Count how many lines of the material below have the word "this" and give only the number.

*Given data*:
● ● ● ● ●
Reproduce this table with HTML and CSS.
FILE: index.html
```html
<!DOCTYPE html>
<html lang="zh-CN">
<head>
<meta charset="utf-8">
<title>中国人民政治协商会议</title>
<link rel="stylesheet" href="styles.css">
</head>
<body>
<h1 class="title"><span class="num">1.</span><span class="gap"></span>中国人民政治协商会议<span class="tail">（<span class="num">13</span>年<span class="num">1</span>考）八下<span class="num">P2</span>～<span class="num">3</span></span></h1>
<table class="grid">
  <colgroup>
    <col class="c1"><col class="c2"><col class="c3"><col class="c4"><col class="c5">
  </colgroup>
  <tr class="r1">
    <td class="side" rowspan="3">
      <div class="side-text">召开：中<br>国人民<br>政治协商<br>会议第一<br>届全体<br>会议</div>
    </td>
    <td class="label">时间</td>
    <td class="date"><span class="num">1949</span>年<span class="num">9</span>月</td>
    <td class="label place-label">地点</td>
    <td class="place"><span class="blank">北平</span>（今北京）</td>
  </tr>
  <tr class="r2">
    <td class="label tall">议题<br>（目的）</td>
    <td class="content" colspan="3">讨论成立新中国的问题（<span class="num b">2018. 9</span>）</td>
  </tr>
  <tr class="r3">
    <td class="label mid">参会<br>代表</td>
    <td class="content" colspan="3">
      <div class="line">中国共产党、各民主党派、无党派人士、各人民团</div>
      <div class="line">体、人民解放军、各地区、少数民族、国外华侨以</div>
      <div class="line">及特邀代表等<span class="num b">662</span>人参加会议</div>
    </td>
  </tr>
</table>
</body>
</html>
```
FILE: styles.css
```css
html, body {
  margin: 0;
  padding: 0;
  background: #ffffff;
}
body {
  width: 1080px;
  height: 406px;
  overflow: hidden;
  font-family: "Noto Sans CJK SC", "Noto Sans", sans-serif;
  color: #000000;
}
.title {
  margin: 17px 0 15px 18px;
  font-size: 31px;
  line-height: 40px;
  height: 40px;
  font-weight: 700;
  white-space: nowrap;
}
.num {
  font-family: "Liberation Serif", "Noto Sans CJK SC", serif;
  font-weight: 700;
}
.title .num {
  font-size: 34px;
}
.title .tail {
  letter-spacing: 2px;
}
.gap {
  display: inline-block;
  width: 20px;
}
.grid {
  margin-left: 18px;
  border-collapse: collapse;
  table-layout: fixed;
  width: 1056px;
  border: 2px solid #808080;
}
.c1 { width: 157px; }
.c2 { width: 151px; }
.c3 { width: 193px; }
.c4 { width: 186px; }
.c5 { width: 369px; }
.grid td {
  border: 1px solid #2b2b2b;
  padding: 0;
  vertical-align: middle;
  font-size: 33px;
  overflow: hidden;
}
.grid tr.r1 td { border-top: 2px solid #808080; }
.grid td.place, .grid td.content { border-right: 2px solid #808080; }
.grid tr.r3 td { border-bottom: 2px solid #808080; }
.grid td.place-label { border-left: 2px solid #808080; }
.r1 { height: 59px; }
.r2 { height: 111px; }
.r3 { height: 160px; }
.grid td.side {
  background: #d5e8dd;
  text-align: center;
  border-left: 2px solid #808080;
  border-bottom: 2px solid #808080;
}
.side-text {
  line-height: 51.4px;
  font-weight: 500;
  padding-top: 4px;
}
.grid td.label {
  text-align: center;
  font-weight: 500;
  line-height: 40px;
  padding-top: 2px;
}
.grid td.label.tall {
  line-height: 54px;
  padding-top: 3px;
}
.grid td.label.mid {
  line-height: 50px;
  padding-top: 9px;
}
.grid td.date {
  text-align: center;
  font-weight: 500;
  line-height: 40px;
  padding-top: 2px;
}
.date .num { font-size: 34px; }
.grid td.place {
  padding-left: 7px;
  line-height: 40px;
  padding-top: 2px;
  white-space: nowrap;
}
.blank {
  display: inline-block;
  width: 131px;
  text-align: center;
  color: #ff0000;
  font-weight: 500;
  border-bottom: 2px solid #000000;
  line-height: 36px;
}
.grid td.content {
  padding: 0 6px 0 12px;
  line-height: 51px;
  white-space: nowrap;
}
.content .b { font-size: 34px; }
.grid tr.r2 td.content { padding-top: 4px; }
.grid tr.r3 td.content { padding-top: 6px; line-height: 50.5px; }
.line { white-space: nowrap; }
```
● ● ● ● ●
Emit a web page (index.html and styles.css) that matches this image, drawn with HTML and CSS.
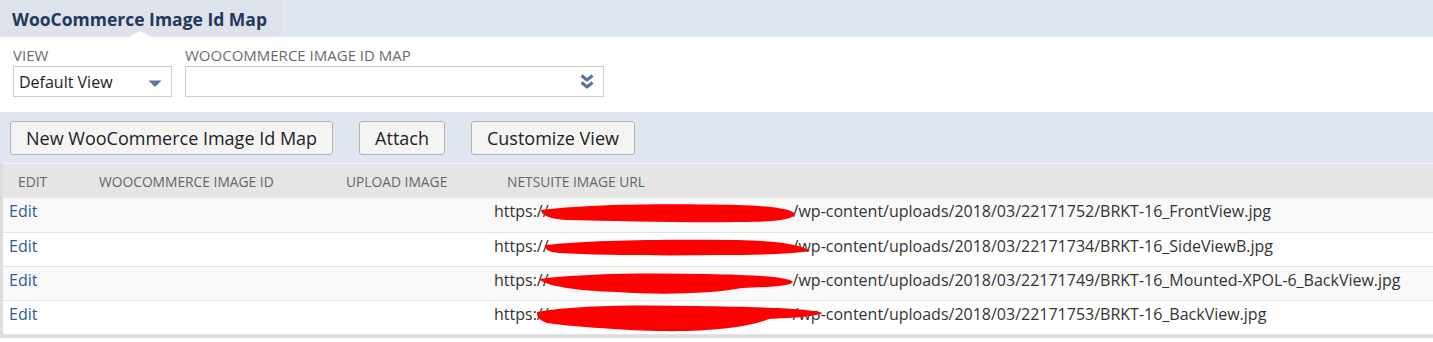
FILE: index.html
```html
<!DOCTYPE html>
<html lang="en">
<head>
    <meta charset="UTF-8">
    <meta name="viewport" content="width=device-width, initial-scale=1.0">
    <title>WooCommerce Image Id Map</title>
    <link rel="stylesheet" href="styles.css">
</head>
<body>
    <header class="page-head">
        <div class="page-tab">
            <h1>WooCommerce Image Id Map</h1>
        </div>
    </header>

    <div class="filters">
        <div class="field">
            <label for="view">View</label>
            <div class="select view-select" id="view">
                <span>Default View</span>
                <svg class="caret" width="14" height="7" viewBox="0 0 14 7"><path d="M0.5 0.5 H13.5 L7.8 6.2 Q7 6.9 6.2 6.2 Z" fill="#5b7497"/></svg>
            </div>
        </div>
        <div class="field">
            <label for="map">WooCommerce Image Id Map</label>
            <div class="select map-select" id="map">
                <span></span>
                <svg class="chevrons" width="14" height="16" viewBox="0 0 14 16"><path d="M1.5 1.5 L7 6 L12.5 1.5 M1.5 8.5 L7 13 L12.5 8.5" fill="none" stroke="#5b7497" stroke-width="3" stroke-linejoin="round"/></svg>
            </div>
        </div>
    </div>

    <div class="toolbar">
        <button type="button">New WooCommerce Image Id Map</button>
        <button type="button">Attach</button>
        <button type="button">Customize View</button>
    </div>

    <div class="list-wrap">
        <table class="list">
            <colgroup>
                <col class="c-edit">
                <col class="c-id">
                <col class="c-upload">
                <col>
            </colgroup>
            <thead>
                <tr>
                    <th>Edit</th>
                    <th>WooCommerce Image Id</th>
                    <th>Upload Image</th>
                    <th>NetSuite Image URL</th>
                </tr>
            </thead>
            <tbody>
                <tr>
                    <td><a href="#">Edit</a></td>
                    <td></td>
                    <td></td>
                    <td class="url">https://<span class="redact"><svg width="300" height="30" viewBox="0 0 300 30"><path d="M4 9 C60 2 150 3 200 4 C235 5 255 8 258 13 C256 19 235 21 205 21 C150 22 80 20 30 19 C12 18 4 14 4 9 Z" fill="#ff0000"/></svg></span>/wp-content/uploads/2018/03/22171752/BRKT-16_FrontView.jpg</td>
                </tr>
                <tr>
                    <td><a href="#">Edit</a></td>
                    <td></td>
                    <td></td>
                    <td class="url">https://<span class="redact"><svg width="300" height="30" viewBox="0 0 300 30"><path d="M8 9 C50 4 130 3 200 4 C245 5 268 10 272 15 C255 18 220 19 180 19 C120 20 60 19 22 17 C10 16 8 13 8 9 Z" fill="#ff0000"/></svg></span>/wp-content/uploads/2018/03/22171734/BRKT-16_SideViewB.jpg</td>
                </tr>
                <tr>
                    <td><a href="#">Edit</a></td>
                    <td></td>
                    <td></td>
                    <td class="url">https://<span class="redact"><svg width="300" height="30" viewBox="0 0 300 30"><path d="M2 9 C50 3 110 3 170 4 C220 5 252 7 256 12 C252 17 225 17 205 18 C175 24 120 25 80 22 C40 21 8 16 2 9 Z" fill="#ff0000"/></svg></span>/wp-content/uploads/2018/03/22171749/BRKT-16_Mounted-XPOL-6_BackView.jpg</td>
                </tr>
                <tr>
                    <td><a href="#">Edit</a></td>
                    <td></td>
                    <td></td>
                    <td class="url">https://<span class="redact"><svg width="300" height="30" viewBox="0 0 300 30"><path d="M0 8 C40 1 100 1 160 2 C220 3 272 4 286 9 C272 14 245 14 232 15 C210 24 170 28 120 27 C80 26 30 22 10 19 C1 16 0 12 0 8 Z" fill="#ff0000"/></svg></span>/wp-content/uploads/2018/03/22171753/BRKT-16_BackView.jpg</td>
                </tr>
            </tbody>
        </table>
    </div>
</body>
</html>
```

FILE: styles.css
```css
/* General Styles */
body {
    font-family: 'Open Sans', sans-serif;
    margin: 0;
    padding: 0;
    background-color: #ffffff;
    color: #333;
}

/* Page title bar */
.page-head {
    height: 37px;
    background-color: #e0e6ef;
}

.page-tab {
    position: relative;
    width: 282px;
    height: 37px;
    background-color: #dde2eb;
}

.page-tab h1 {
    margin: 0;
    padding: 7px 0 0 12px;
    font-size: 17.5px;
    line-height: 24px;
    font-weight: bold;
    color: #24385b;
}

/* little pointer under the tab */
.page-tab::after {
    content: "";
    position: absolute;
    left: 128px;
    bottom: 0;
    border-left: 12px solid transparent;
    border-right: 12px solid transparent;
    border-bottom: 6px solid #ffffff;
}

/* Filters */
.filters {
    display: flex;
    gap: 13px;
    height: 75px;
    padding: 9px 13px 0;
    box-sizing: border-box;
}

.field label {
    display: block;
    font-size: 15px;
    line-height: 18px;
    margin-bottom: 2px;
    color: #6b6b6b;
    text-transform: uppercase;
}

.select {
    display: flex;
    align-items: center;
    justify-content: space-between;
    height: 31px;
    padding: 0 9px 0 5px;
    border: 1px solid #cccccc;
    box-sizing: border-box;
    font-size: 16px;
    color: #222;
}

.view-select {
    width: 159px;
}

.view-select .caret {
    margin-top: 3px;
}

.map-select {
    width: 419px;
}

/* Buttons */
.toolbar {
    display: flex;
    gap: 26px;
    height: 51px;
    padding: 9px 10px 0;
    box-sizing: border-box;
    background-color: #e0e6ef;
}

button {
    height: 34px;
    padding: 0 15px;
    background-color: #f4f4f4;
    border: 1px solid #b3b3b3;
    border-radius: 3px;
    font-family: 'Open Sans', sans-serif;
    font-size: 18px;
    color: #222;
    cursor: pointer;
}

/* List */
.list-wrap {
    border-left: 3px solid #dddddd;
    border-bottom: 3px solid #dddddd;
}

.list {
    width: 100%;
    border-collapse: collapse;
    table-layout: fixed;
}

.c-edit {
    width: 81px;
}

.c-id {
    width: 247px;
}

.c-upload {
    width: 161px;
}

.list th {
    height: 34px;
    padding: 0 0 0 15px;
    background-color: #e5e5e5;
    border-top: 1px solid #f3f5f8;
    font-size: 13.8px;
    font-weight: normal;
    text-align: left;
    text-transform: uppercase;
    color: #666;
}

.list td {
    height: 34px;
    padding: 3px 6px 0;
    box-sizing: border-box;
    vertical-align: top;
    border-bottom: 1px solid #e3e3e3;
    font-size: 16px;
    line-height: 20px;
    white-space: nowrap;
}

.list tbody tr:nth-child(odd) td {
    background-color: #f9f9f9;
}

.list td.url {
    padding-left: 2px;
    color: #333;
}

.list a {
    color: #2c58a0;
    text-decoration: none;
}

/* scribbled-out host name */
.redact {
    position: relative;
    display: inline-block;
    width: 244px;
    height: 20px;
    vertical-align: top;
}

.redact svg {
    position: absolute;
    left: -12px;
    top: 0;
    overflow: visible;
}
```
● ● ● ● ●
*Written answer*:
2